== GIVEN PROBLEM ==
Write out only the span of lines that begins at the line with "Clone this screenshot" and ends at the line with "import React from 'react';". Keep both end lines, word for word.

****

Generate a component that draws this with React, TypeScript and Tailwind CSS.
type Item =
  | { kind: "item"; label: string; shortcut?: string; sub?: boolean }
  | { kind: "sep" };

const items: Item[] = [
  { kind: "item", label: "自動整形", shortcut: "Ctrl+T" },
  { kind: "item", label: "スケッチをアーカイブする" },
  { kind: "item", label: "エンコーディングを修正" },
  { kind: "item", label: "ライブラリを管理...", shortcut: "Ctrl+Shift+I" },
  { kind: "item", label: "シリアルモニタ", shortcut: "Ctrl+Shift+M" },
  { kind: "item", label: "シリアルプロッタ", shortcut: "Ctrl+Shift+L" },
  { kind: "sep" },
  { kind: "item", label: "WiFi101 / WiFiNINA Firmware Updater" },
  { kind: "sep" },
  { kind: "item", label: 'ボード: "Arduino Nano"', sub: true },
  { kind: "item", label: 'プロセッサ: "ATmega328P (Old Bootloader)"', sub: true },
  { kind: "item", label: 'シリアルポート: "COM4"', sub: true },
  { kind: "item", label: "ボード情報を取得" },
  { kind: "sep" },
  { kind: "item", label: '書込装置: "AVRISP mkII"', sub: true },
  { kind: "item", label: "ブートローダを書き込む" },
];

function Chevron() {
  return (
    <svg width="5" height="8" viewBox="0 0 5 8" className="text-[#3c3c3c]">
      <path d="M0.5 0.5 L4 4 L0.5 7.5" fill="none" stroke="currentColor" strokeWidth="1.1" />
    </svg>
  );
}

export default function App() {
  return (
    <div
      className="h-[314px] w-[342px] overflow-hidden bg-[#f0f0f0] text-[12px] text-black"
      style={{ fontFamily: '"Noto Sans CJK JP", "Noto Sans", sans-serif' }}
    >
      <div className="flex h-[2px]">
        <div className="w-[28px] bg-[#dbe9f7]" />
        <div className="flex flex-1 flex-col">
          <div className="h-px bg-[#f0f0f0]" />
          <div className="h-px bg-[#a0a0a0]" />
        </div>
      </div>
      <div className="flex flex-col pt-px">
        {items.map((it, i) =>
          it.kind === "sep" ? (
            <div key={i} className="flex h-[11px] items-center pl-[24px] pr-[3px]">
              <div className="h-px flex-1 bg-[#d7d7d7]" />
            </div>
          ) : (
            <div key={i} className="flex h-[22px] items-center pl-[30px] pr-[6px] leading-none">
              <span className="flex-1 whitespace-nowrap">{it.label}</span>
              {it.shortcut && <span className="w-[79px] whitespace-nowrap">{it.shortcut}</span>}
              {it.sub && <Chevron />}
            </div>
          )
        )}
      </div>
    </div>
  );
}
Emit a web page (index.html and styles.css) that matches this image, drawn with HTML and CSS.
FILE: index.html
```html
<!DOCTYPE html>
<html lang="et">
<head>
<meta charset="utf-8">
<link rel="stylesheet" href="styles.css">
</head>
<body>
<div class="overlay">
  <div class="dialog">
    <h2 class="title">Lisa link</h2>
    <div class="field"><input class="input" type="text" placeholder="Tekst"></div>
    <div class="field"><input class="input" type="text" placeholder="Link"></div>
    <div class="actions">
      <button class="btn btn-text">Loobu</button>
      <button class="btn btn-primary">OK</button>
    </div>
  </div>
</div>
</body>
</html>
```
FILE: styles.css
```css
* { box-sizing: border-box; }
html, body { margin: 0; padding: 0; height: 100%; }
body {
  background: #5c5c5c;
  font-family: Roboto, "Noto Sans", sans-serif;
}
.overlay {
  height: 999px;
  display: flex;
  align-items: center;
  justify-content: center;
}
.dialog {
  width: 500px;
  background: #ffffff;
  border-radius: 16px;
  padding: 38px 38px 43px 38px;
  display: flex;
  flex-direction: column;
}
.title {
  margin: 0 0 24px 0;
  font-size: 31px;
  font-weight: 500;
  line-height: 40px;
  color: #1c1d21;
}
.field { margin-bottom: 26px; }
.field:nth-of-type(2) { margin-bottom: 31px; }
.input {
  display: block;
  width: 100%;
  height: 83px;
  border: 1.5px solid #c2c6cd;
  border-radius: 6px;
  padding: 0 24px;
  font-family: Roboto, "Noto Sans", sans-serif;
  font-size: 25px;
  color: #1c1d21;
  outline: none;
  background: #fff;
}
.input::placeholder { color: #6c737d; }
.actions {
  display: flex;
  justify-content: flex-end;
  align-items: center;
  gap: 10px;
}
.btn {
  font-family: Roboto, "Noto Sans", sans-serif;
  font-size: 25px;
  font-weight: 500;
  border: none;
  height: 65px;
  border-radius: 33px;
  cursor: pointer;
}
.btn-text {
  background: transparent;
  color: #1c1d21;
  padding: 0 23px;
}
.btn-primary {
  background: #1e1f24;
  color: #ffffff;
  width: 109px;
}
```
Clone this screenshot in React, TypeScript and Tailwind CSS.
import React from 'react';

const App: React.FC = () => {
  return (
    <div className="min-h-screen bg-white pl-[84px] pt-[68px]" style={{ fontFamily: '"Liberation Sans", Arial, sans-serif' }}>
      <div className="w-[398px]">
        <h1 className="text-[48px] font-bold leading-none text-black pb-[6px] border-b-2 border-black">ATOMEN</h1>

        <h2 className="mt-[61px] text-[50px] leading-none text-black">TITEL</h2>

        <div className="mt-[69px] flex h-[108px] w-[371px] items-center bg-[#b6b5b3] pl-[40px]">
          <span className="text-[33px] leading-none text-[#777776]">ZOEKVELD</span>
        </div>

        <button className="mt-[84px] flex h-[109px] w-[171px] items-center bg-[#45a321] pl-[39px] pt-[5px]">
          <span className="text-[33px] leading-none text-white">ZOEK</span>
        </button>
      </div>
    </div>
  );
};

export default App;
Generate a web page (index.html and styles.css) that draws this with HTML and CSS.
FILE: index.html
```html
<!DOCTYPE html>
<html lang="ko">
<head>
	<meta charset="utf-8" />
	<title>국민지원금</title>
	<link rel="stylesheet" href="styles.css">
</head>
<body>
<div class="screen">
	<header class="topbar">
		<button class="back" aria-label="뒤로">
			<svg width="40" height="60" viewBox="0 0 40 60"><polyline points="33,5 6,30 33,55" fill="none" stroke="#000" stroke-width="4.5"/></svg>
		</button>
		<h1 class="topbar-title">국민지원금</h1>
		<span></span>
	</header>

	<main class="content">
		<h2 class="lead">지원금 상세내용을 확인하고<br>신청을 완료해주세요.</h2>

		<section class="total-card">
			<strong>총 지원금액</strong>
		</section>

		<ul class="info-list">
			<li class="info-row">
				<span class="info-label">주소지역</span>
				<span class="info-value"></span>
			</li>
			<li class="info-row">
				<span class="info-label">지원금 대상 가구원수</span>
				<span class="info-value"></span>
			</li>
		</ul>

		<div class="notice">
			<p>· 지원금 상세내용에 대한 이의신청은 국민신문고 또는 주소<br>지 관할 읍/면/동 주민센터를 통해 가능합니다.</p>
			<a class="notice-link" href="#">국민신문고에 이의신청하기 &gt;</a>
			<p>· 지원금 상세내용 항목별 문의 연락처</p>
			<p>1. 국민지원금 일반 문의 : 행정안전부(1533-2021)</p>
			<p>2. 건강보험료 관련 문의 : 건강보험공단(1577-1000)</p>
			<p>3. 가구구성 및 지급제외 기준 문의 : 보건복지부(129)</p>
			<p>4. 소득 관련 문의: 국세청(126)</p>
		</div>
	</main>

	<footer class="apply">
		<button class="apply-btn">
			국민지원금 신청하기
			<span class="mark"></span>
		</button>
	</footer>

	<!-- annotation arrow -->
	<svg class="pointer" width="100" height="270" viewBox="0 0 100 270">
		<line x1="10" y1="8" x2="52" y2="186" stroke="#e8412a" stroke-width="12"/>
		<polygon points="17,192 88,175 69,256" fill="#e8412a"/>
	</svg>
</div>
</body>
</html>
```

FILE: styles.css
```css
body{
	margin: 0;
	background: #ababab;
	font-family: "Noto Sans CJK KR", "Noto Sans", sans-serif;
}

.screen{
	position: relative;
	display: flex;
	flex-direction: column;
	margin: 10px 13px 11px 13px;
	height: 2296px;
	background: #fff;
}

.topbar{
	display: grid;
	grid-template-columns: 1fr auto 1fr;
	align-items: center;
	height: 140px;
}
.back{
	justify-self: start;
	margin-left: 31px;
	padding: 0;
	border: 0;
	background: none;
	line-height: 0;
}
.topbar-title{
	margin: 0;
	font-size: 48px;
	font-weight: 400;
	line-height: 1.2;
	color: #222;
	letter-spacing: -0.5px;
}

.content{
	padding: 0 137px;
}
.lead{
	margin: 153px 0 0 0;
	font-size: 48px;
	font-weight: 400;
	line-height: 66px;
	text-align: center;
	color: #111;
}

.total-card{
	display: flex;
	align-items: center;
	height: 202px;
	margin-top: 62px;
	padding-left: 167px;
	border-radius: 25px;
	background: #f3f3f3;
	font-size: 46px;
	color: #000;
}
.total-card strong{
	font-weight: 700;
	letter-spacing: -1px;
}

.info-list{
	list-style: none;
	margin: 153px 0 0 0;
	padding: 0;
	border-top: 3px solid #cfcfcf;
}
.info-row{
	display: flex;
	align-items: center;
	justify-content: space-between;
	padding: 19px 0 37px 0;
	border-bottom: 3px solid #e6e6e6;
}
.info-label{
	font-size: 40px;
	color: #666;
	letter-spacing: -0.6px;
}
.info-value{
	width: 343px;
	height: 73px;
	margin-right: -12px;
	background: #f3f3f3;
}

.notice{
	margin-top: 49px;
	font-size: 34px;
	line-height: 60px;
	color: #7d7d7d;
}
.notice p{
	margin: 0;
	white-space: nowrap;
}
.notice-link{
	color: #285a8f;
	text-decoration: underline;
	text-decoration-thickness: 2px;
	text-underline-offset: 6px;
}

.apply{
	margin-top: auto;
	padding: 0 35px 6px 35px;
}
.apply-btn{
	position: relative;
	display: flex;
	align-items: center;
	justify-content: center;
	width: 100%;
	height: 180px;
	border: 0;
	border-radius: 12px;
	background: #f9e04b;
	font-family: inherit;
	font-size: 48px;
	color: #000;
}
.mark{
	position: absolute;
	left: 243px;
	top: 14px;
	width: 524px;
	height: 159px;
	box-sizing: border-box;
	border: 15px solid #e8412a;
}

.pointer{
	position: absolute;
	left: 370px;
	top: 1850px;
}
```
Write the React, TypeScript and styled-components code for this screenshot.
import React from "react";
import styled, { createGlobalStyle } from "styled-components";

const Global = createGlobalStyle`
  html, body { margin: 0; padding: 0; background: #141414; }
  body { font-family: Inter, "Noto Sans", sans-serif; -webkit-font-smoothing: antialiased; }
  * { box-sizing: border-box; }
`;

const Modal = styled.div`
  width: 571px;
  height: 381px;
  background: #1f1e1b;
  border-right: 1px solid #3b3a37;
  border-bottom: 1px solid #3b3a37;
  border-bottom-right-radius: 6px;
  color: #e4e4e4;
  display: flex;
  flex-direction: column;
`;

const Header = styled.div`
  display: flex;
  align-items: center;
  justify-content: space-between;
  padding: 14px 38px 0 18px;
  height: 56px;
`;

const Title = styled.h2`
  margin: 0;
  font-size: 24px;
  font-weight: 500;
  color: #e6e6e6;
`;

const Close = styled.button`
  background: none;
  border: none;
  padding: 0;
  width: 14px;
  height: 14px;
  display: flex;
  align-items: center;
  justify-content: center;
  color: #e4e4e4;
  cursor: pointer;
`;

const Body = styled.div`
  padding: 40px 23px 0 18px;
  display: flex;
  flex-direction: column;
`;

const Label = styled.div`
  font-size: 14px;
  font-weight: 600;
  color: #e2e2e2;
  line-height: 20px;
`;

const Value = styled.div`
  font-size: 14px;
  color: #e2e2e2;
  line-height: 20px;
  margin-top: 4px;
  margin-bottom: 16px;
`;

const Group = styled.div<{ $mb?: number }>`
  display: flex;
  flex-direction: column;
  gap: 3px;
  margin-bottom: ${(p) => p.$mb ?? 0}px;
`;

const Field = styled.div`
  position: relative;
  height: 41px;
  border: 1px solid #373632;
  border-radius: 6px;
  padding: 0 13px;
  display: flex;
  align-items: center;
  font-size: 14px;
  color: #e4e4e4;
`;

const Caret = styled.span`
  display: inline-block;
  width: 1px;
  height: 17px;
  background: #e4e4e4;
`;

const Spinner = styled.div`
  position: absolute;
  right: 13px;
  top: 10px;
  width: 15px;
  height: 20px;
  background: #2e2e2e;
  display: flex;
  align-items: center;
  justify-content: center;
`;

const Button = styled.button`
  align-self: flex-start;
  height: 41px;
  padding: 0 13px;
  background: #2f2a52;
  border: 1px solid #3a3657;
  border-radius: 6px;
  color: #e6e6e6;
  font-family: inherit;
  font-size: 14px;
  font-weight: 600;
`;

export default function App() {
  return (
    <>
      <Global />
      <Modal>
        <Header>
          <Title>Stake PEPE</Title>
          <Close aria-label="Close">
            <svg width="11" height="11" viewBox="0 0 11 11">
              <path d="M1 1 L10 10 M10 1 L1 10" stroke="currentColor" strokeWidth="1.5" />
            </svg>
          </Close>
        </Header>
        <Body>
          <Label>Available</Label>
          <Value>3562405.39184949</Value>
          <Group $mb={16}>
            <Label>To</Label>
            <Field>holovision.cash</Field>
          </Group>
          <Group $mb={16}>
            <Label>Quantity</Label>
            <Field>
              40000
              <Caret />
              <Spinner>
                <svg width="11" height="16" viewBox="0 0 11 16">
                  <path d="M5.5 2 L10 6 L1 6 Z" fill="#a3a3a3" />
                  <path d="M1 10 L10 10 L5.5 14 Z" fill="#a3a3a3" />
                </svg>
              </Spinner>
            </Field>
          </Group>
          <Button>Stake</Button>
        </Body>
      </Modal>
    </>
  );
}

****

== TASK ANSWER ==
Clone this screenshot in React, TypeScript and Tailwind CSS.
import React from 'react';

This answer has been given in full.